Over at The Rumpus, Elissa Bassist interviewed writer and sex-positive feminist Susie Bright. The interview is also well worth the read.

Maud Newton interviews Kate Christensen for The Awl. The phrase “inner dick,” is used and that’s just one of many highlights.


  1. Frank Tas, the Raptor

      I’m all for a five dollar charge for a reading/meet the author thing. Moreso for a reading, simply because the big-time reading events I’ve gone to only provide one way to support the author, which is shell out twenty bucks for a clunky hardcover. This is an issue when you are poor and would rather split a copy among four freinds, or go to the library. Five bucks is a good number too. It’s affordable, and I think people would be more interested in checking out a reading if they knew they could support a writer without having to ask for an autograph.

  2. Frank Tas, the Raptor

      Look at me and my inability to spell the word “friends.”

  3. Trey

      the article on poetry magazine is pretty interesting. but there’s a part where it’s mentioned that Wiman wanted to make poetry magazine like “part of the conversation” or something, says something like he wanted people to feel like if the missed an issue they were missing out on the contemporary poetry “conversation”. I think he failed at that. if he succeeded in any way I would guess that he succeeded in setting poetry magazine up to be thought of by the layman as like *the* conversation on poetry. not that it’s happening in lots of places and poetry magazine is part of that, but that poetry magazine is the only place for it. which of course is silly, but it’s not a hard notion to cultivate. I mean, it’s called *Poetry*.

      but still, it’s lame and sort of lets people do this obnoxious thing. this obnoxious thing that I suspect the chief legal counsel for Exxon Mobil (mentioned in the article as a “longtime subscriber” who will be writing for their A View From Here column) is doing. The thing is when the layman who wants to seem artistic subscribes to Poetry and then is like, “Done.” I bet the chief legal counsel for Exxon Mobil gets home once a week to find Poetry on his counter and he’s like “Yeah, I’m artsy. I’m well-rounded. I know what’s going on with poetry these days.”

      I guess I’m being an asshole. I guess I should be like, “Hey, normal people subscribing to a lit mag, that’s great.” But I don’t feel like that.

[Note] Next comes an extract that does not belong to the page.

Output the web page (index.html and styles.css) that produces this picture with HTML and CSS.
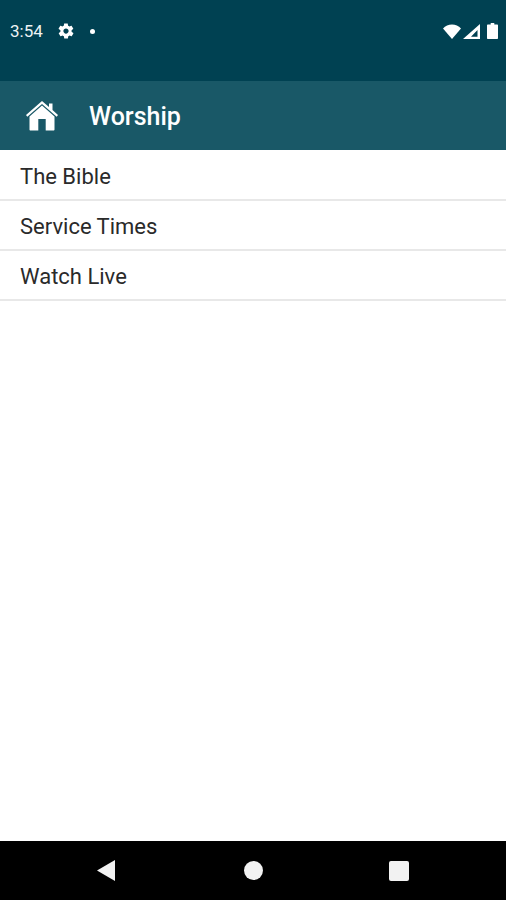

I feel like Poetry magazine is rarely interesting so who cares.

  4. Leapsloth14

      A fucking $1.2 million website!!

  5. Leapsloth14

      Does the Tribune always embed that many ads? Makes online reading impossible.

  6. stephen

      Vive Poetry magazine

      I h8 the covers of those books featured in the Awl article. I wouldn’t want a publisher to make me change the name of my book unless I liked their title better. I think it would be dumb and maybe misguided to think changing the name would sell more copies unless you’re publishing a beach book/non-fiction book.

  7. alan

      Does the author get a cut of the door charge?

      Readings are ads for buying books. Autographs are a scheme to render purchased books non-returnable. Who pays for ads?

  8. Frank Tas, the Raptor

      Yeah I’d definitely say an author gets a cut of the charge. I’m thinking the same model as a show at a small music venue.

      Well, Idunno if readings are entirely ads. Wouldn’t that be the same as saying any performance is an ad? A stand up comedian goes on stage, a band goes on stage, they do something that they hope will make you want to buy their merchandise, right? Isn’t that the same thing with a reading?

      Now, if you are suggesting that readings are ads because most readings are bland and flat, then it’s up to the author to make it a little more worthwhile than “Shake hands with some schmuck.”

  9. alan

      No, man, read the article. This one dude is like, “Who would the money go to? Not to the author? That’s terrible.”

      It is terrible for the author, narrowing the audience for his or her sales pitch, er, reading.

  10. Frank Tas, the Raptor

      Shit. That IS terrible. (I’m not going to read the article, but I will take your word for it!)

      Anyway I’d still be in support of charging for readings if a reasonable portion of the cash went to the author. Why shouldn’t readings adopt the business model of other live performances? I really don’t think a reasonable entrance fee would deter people. I think people would like to know their money was going to support a writer. As stupid as it sounds, I think money helps legitimize things. on occasion!

  11. c2k

      I like Kate Christensen, her writing, her ideas. But when I read Epicure’s Lament, I thought the whole time, This main character is a woman (being written as a man). The artifice never went away for me. Just one reader, of course. Curious re other views on this, particularly Roxane Gay’s if possible, plus opinions on her other novels.